The other day, we were cocktailing with our friend Michael, a fellow paisano albeit of Sicilian extraction. I mentioned I wanted to revisit my post on cannoli from a few years back. Michael said in his family they called them Aunt Mary Cookies, for fairly self-evident reasons, and lamented how much of a pain the shells were to make — getting the dough thin enough, frying them off, and so on. I mentioned that in my family, we didn’t do the fried shells, but used pizzelle and rolled them while still hot and pliable. “Yes, well, that’s cheating,” he said, to which I rebuffed, half-feigning indignity: “It’s not cheating, Michael, it’s regional.” But as soon as the words spilled from my mouth, I was suddenly filled with doubt.

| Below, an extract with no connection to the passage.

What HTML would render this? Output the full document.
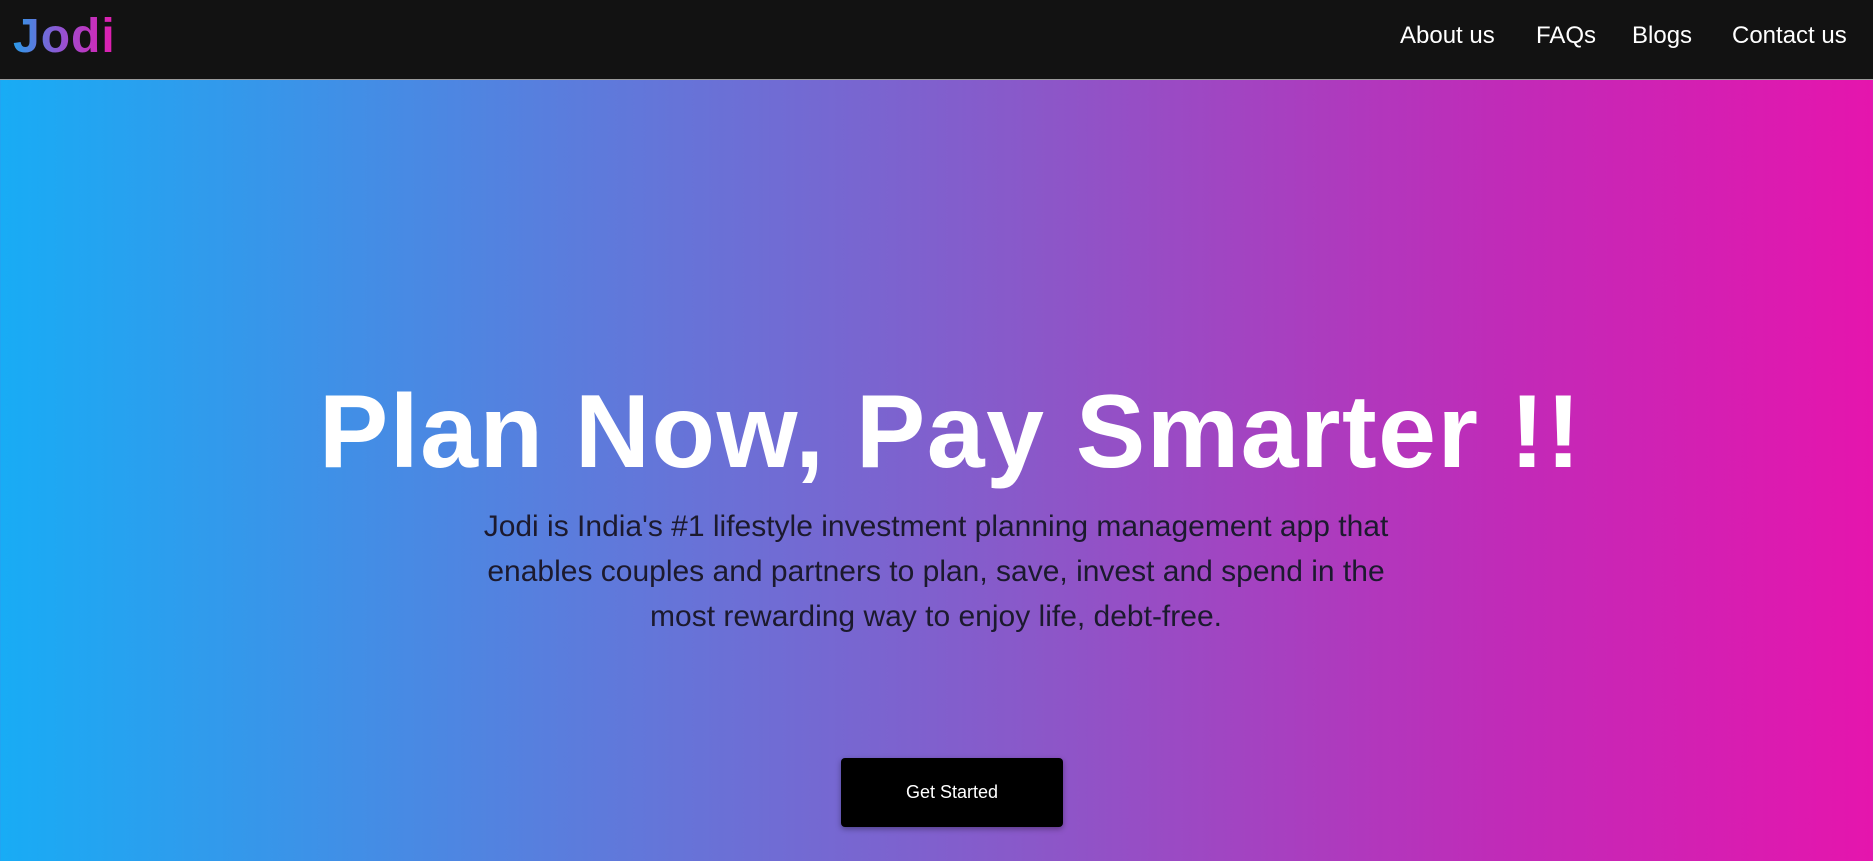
<!DOCTYPE html>
<html><head><meta charset="utf-8"><style>
*{margin:0;padding:0;box-sizing:border-box}
body{width:1873px;height:861px;overflow:hidden;font-family:"Liberation Sans",sans-serif;background:linear-gradient(90deg,#18acf5 0%,#5a7ddd 30%,#8a58c9 55%,#c02bb8 80%,#e515ad 100%)}
nav{position:absolute;left:0;top:0;width:1873px;height:80px;background:#121212;border-bottom:1px solid #9a9a9a}
.logo{position:absolute;left:13px;top:9px;font-size:48px;font-weight:bold;background:linear-gradient(90deg,#2a9be8,#9a4fd0 50%,#e51aad);-webkit-background-clip:text;background-clip:text;color:transparent;letter-spacing:1px}
.links a{position:absolute;top:22px;color:#fff;font-size:24px;text-decoration:none}
h1{position:absolute;left:14px;width:1873px;top:372px;text-align:center;color:#fff;font-size:104px;font-weight:bold;line-height:120px;letter-spacing:1.5px}
p{position:absolute;left:336px;width:1200px;top:504px;text-align:center;color:#1c1a2e;font-size:30px;line-height:45px;white-space:nowrap}
.btn{position:absolute;left:841px;top:758px;width:222px;height:69px;background:#000;border-radius:4px;color:#fff;font-size:18px;display:flex;align-items:center;justify-content:center;box-shadow:0 2px 6px rgba(0,0,0,.35)}
</style></head><body>
<nav><div class="logo">Jodi</div>
<div class="links"><a style="left:1400px">About us</a><a style="left:1536px">FAQs</a><a style="left:1632px">Blogs</a><a style="left:1732px">Contact us</a></div></nav>
<h1>Plan Now, Pay Smarter !!</h1>
<p>Jodi is India's #1 lifestyle investment planning management app that<br>enables couples and partners to plan, save, invest and spend in the<br>most rewarding way to enjoy life, debt-free.</p>
<div class="btn">Get Started</div>
</body></html>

So, yes, the cannoli I grew up with are made with pizzelle, the delicate, rose-window-patterned cookies, rolled into tubes. I blindly assumed that this was derived from some old-world tradition carried over from one of my forebears from the motherland. But I was also aware that I have never known anyone else to make their cannoli in this fashion.
When I mentioned to my mother that I was making a batch, she remarked that her grandmother didn’t use pizzelle; she had a curling iron-like device with which she wrapped dough around and dipped into frying oil. Somehow, this detail had eluded me for four decades. When I asked her how our family came by the tradition of using the pizzelle, she said she didn’t know. After Great-Grandma Battaglia passed in the 1960s, the cookies seem to have dropped out of our culinary tradition for a bit, then magically reappeared with this new technique.
I then went on to ask my Aunt Barb, my mother’s younger sister, who has long taken an interest in the family recipes, desserts in particular. She was also unsure where the pizzelle came in, though she in fact didn’t even remember her grandmother making the fried shells; she was rather young when Grandma Battaglia passed away. But she noted that Aunt Chris may have been the source of the recipe.
Aunt Chris is my mother’s sister-in-law. Of French and Irish descent, she married my Uncle Joe in the late ’60s, and right away took to adopting the family recipes to please him. I called her and asked who provided the cannoli recipe. She flipped through her recipe folio, and found the original recipe for the filling … which in fact came from her neighbor Ida Iovanella. As for the shells, she surmised that at the time she was not versed in frying, and came up with the idea to use pizzelle instead. In other words, it sort of was cheating.
But if it is a cheat, it’s a damn good one. For me and the other kids of my generation, this was the only cannoli we ever knew. My cousin Nicolle and I both prefer this version to the traditional fried shells. Plus it’s easier and a lot less messy to boot. It’s a tradition, no matter how recent, I think is worth carrying on.